Is that America? Is the dream just that? Not real, just appearances. In 1959, a Swiss photographer, Robert Frank, published a book called THE AMERICANS, and it depicted the Americans he photographed in his travels across the U.S. on a Guggenheim grant. People panned it when it came out–surely America wasn’t that ugly. The images in the book didn’t match the image people had for America. But they were us.

I went to the local gala event on Friday night and didn’t bring a phone, and it felt like a treat to be disconnected from it. Phones consume our every waking hour. Mine, too.

They interrupt the silence on a walk or hike, at movies and shows, and dinner conversations with friends. They’re in our way at events like concerts, weddings and fireworks shows by folks who feel the need to take something home, instead of experiencing it there. (Note: The bride and groom have a photographer there. Sit back and enjoy the event–be present!)

Are we missing the real thing because of the technology? When was the last time you were without your phone? What did that feel like?

Do you think this can continue, and are we better off with this electronic substitute for the things we used to be able to hold–records, photographs, letters?

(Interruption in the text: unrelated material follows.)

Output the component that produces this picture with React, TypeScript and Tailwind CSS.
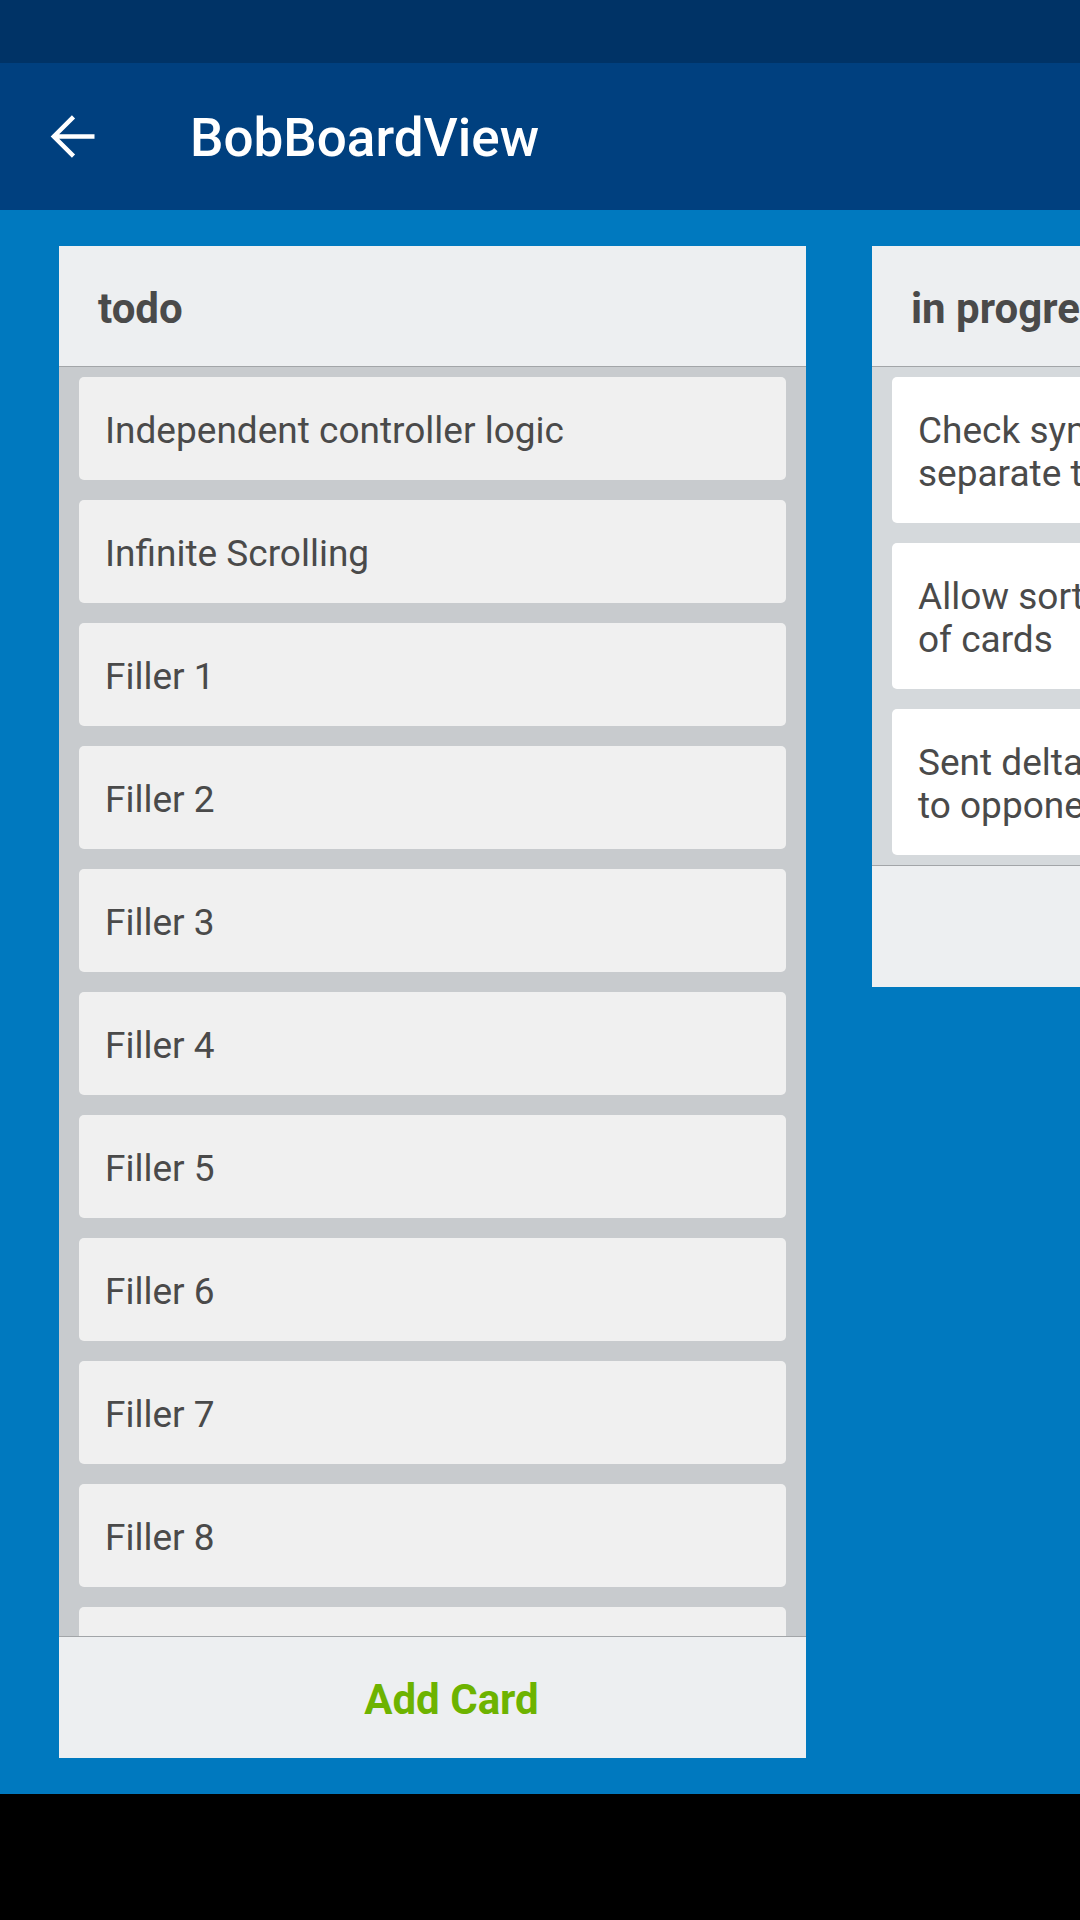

Or does it cheapen things, even politics, so that we can end up with a game show host for a president?

While digital allows many conveniences and accesses, is it in some ways unhealthy for society? Does it allow for the instant spreading of misinformation, which can foster hatred or influence decisions, even important ones like in an election? Does instant news make us feel more unsafe, because we think the world is more dangerous with all the negative reports? Is it actually more unsafe? Or is the perception changed because of the onslaught of “news”?

Seems like something has to change. Not to say that nothing good has come from digital technology, but are there negatives as well? And please tell me we’re not going to still be crossing the street and almost getting hit because we’re looking down at our phones in 20 years.